I think about this a lot: how much accumulated human thought never reaches anyone because the person who holds it isn’t inclined toward the specific performance of content creation. We celebrate the people who are good at both thinking and publishing, and we implicitly dismiss everyone else. But the ratio between those two groups is wildly skewed. For every person who writes well and thinks deeply, there are dozens who think deeply and will never write a word for public consumption.
The interesting question isn’t “how do we help more people become content creators?” It’s “how do we make content creation disappear as a barrier between having a thought and sharing it?”
That’s what accessibility means in this context. Not making the existing process easier. Making the existing process irrelevant. Letting people contribute their thinking to the world in whatever form comes naturally to them, and handling the rest.

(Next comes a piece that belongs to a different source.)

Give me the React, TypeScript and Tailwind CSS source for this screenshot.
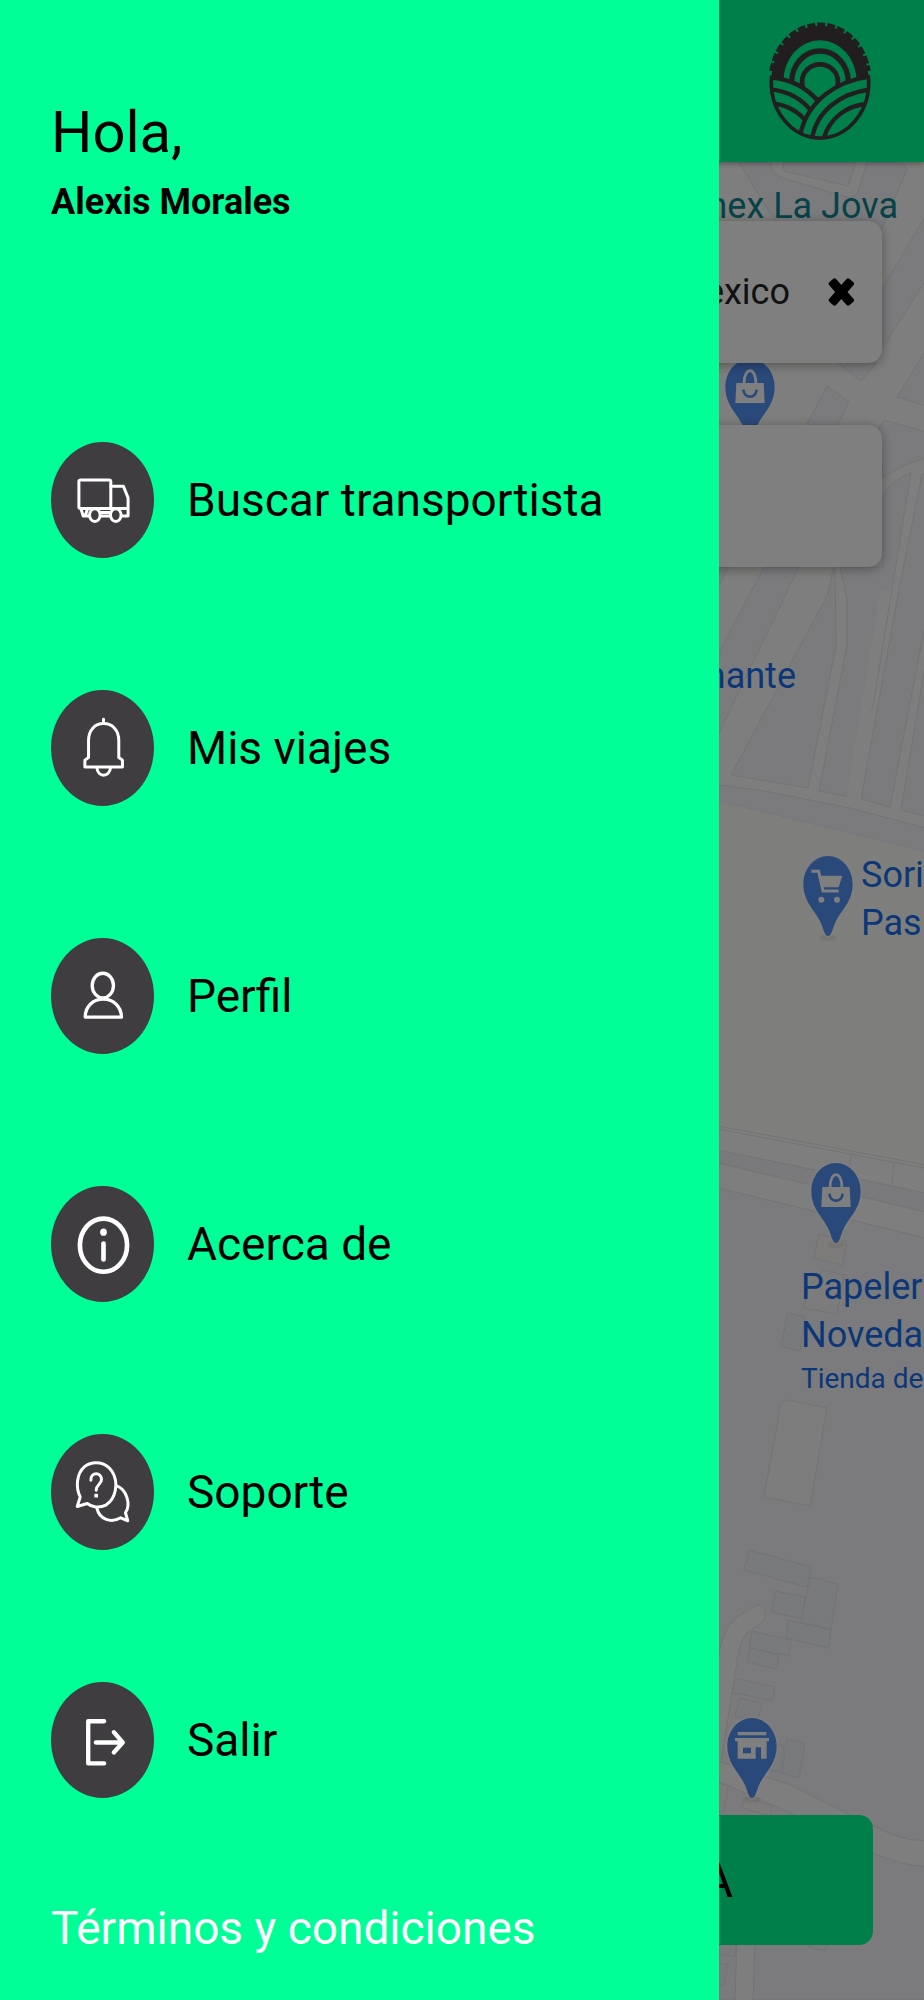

The parallel to Audible holds. Audible didn’t teach people to read faster. It let them stop reading entirely and still access everything books contain. The equivalent for content creation would let people stop worrying about writing, filming, formatting, and positioning entirely, and still have their ideas enter the public conversation.
There’s a version of this that sounds utopian, and I’m aware of that. But the underlying mechanics are closer than most people realise. The components already exist: transcription, intelligent structuring, tone calibration, platform-native formatting. The missing piece has never been technical. It’s been conceptual. We’ve been so focused on making content creation more efficient that we forgot to ask who’s being excluded from it entirely.
Those excluded voices are where the real value is. Not because they’re hidden or rare, but because they’re everywhere, and they’ve simply never had a way in.